# Stated exercise
The entries below are to be transcribed in full, without their images.
++++++++
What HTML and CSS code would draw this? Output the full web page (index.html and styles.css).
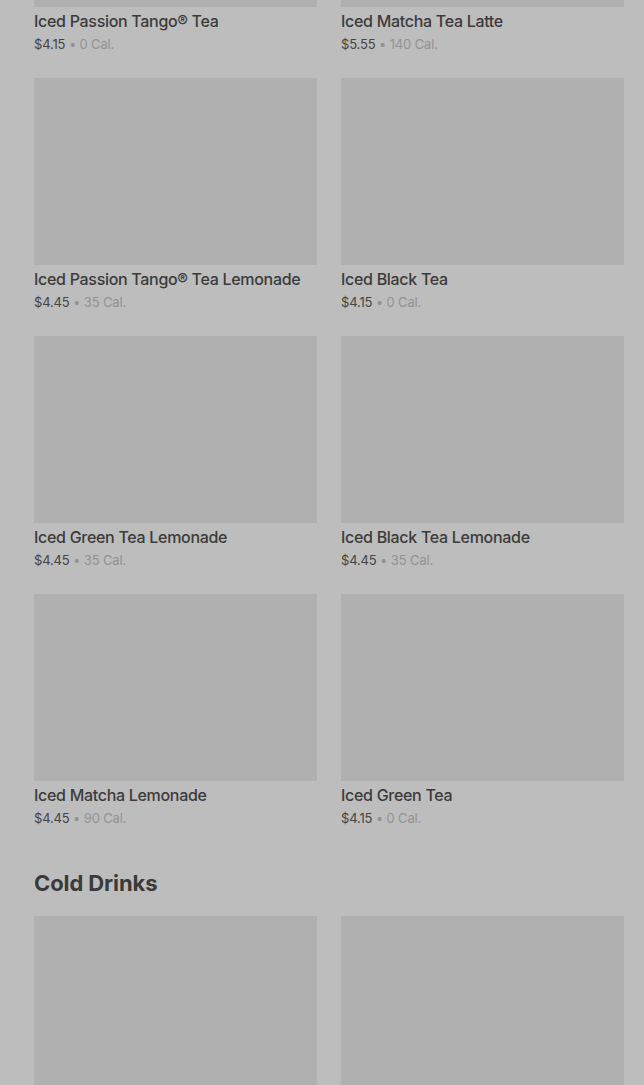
FILE: index.html
```html
<!DOCTYPE html>
<html lang="en">
<head>
    <meta charset="UTF-8">
    <meta name="viewport" content="width=device-width, initial-scale=1.0">
    <title>Menu</title>
    <link rel="stylesheet" href="styles.css">
</head>
<body>
    <div class="page">
        <div class="grid first">
            <div class="item">
                <div class="photo"></div>
                <div class="name">Iced Passion Tango® Tea</div>
                <div class="meta"><span class="price">$4.15</span> • 0 Cal.</div>
            </div>
            <div class="item">
                <div class="photo"></div>
                <div class="name">Iced Matcha Tea Latte</div>
                <div class="meta"><span class="price">$5.55</span> • 140 Cal.</div>
            </div>
            <div class="item">
                <div class="photo"></div>
                <div class="name">Iced Passion Tango® Tea Lemonade</div>
                <div class="meta"><span class="price">$4.45</span> • 35 Cal.</div>
            </div>
            <div class="item">
                <div class="photo"></div>
                <div class="name">Iced Black Tea</div>
                <div class="meta"><span class="price">$4.15</span> • 0 Cal.</div>
            </div>
            <div class="item">
                <div class="photo"></div>
                <div class="name">Iced Green Tea Lemonade</div>
                <div class="meta"><span class="price">$4.45</span> • 35 Cal.</div>
            </div>
            <div class="item">
                <div class="photo"></div>
                <div class="name">Iced Black Tea Lemonade</div>
                <div class="meta"><span class="price">$4.45</span> • 35 Cal.</div>
            </div>
            <div class="item">
                <div class="photo"></div>
                <div class="name">Iced Matcha Lemonade</div>
                <div class="meta"><span class="price">$4.45</span> • 90 Cal.</div>
            </div>
            <div class="item">
                <div class="photo"></div>
                <div class="name">Iced Green Tea</div>
                <div class="meta"><span class="price">$4.15</span> • 0 Cal.</div>
            </div>
        </div>

        <h2 class="section-title">Cold Drinks</h2>

        <div class="grid">
            <div class="item">
                <div class="photo"></div>
            </div>
            <div class="item">
                <div class="photo"></div>
            </div>
        </div>
    </div>
</body>
</html>
```

FILE: styles.css
```css
body, html {
    margin: 0;
    padding: 0;
    font-family: Inter, "Open Sans", sans-serif;
    background-color: #bdbdbd;
    overflow: hidden;
}

.page {
    padding: 0 20px 0 34px;
}

.grid {
    display: grid;
    grid-template-columns: 1fr 1fr;
    column-gap: 24px;
    row-gap: 25px;
}

.grid.first {
    margin-top: -180px;
}

.photo {
    height: 187px;
    background-color: #b0b0b0;
}

.name {
    margin-top: 4px;
    font-size: 16px;
    line-height: 20px;
    font-weight: 500;
    letter-spacing: -0.3px;
    color: #3b3b3b;
    white-space: nowrap;
}

.meta {
    margin-top: 4px;
    font-size: 13px;
    line-height: 18px;
    letter-spacing: -0.15px;
    color: #929292;
}

.price {
    color: #444444;
}

.section-title {
    margin: 42px 0 19px;
    font-size: 22px;
    line-height: 28px;
    font-weight: 700;
    letter-spacing: -0.1px;
    color: #3a3a3a;
}
```
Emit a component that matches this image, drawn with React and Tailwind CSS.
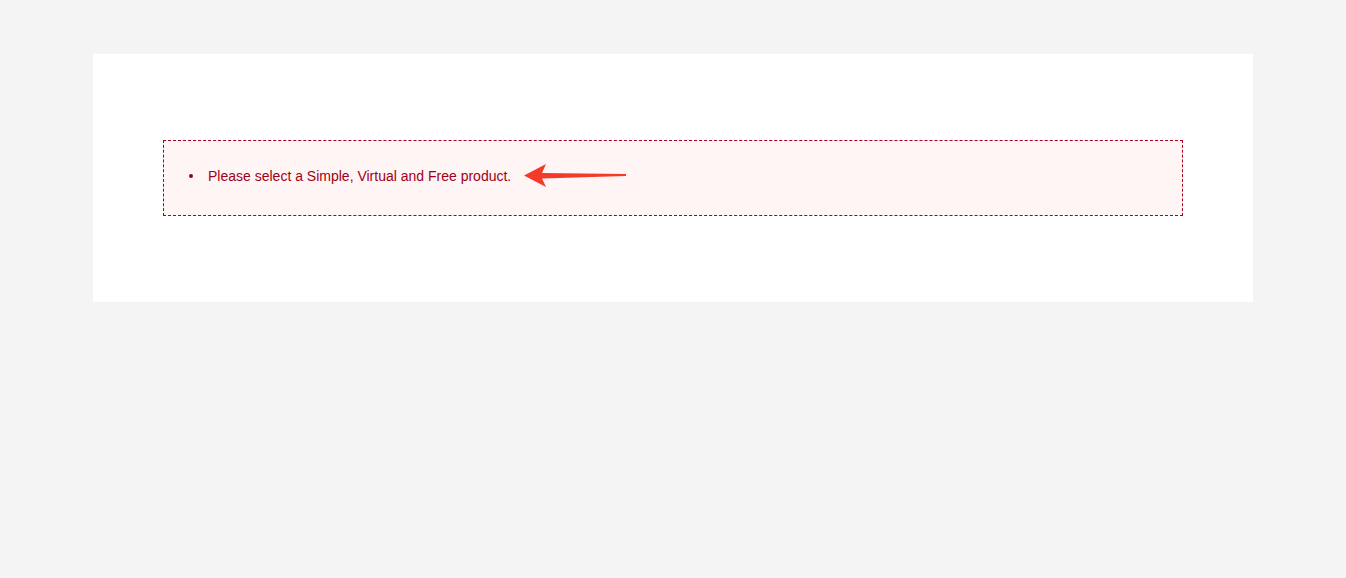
export default function App() {
  return (
    <div className="min-h-[578px] bg-[#f4f4f4] pt-[54px] px-[93px] font-['Liberation_Sans',Arial,sans-serif]">
      <div className="bg-white h-[248px] px-[70px] pt-[86px]">
        {/* Notice box */}
        <div className="border border-dashed border-[#a8001e] bg-[#fff5f5] pt-[25px] pb-[29px] pl-[25px]">
          <ul className="flex items-center h-[20px]">
            <li className="flex items-center text-[14px] leading-[20px] text-[#a00017]">
              <span className="w-[4px] h-[4px] rounded-full bg-[#a00017] mr-[15px]" />
              Please select a Simple, Virtual and Free product.
            </li>
            <li className="ml-[12px] flex items-center h-[20px]">
              <svg width="104" height="26" viewBox="0 0 104 26" className="block -my-[3px]">
                <path
                  d="M1 12.5 L23 1 L19 10 L103 11 L103 13 L19 15.5 L23 24 Z"
                  fill="#f43a2a"
                />
              </svg>
            </li>
          </ul>
        </div>
      </div>
    </div>
  );
}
++++++++
# Solution to this exercise
What HTML and CSS code would draw this? Output the full web page (index.html and styles.css).
FILE: index.html
```html
<!DOCTYPE html>
<html lang="en">
<head>
    <meta charset="UTF-8">
    <meta name="viewport" content="width=device-width, initial-scale=1.0">
    <title>Menu</title>
    <link rel="stylesheet" href="styles.css">
</head>
<body>
    <div class="page">
        <div class="grid first">
            <div class="item">
                <div class="photo"></div>
                <div class="name">Iced Passion Tango® Tea</div>
                <div class="meta"><span class="price">$4.15</span> • 0 Cal.</div>
            </div>
            <div class="item">
                <div class="photo"></div>
                <div class="name">Iced Matcha Tea Latte</div>
                <div class="meta"><span class="price">$5.55</span> • 140 Cal.</div>
            </div>
            <div class="item">
                <div class="photo"></div>
                <div class="name">Iced Passion Tango® Tea Lemonade</div>
                <div class="meta"><span class="price">$4.45</span> • 35 Cal.</div>
            </div>
            <div class="item">
                <div class="photo"></div>
                <div class="name">Iced Black Tea</div>
                <div class="meta"><span class="price">$4.15</span> • 0 Cal.</div>
            </div>
            <div class="item">
                <div class="photo"></div>
                <div class="name">Iced Green Tea Lemonade</div>
                <div class="meta"><span class="price">$4.45</span> • 35 Cal.</div>
            </div>
            <div class="item">
                <div class="photo"></div>
                <div class="name">Iced Black Tea Lemonade</div>
                <div class="meta"><span class="price">$4.45</span> • 35 Cal.</div>
            </div>
            <div class="item">
                <div class="photo"></div>
                <div class="name">Iced Matcha Lemonade</div>
                <div class="meta"><span class="price">$4.45</span> • 90 Cal.</div>
            </div>
            <div class="item">
                <div class="photo"></div>
                <div class="name">Iced Green Tea</div>
                <div class="meta"><span class="price">$4.15</span> • 0 Cal.</div>
            </div>
        </div>

        <h2 class="section-title">Cold Drinks</h2>

        <div class="grid">
            <div class="item">
                <div class="photo"></div>
            </div>
            <div class="item">
                <div class="photo"></div>
            </div>
        </div>
    </div>
</body>
</html>
```

FILE: styles.css
```css
body, html {
    margin: 0;
    padding: 0;
    font-family: Inter, "Open Sans", sans-serif;
    background-color: #bdbdbd;
    overflow: hidden;
}

.page {
    padding: 0 20px 0 34px;
}

.grid {
    display: grid;
    grid-template-columns: 1fr 1fr;
    column-gap: 24px;
    row-gap: 25px;
}

.grid.first {
    margin-top: -180px;
}

.photo {
    height: 187px;
    background-color: #b0b0b0;
}

.name {
    margin-top: 4px;
    font-size: 16px;
    line-height: 20px;
    font-weight: 500;
    letter-spacing: -0.3px;
    color: #3b3b3b;
    white-space: nowrap;
}

.meta {
    margin-top: 4px;
    font-size: 13px;
    line-height: 18px;
    letter-spacing: -0.15px;
    color: #929292;
}

.price {
    color: #444444;
}

.section-title {
    margin: 42px 0 19px;
    font-size: 22px;
    line-height: 28px;
    font-weight: 700;
    letter-spacing: -0.1px;
    color: #3a3a3a;
}
```
Emit a component that matches this image, drawn with React and Tailwind CSS.
export default function App() {
  return (
    <div className="min-h-[578px] bg-[#f4f4f4] pt-[54px] px-[93px] font-['Liberation_Sans',Arial,sans-serif]">
      <div className="bg-white h-[248px] px-[70px] pt-[86px]">
        {/* Notice box */}
        <div className="border border-dashed border-[#a8001e] bg-[#fff5f5] pt-[25px] pb-[29px] pl-[25px]">
          <ul className="flex items-center h-[20px]">
            <li className="flex items-center text-[14px] leading-[20px] text-[#a00017]">
              <span className="w-[4px] h-[4px] rounded-full bg-[#a00017] mr-[15px]" />
              Please select a Simple, Virtual and Free product.
            </li>
            <li className="ml-[12px] flex items-center h-[20px]">
              <svg width="104" height="26" viewBox="0 0 104 26" className="block -my-[3px]">
                <path
                  d="M1 12.5 L23 1 L19 10 L103 11 L103 13 L19 15.5 L23 24 Z"
                  fill="#f43a2a"
                />
              </svg>
            </li>
          </ul>
        </div>
      </div>
    </div>
  );
}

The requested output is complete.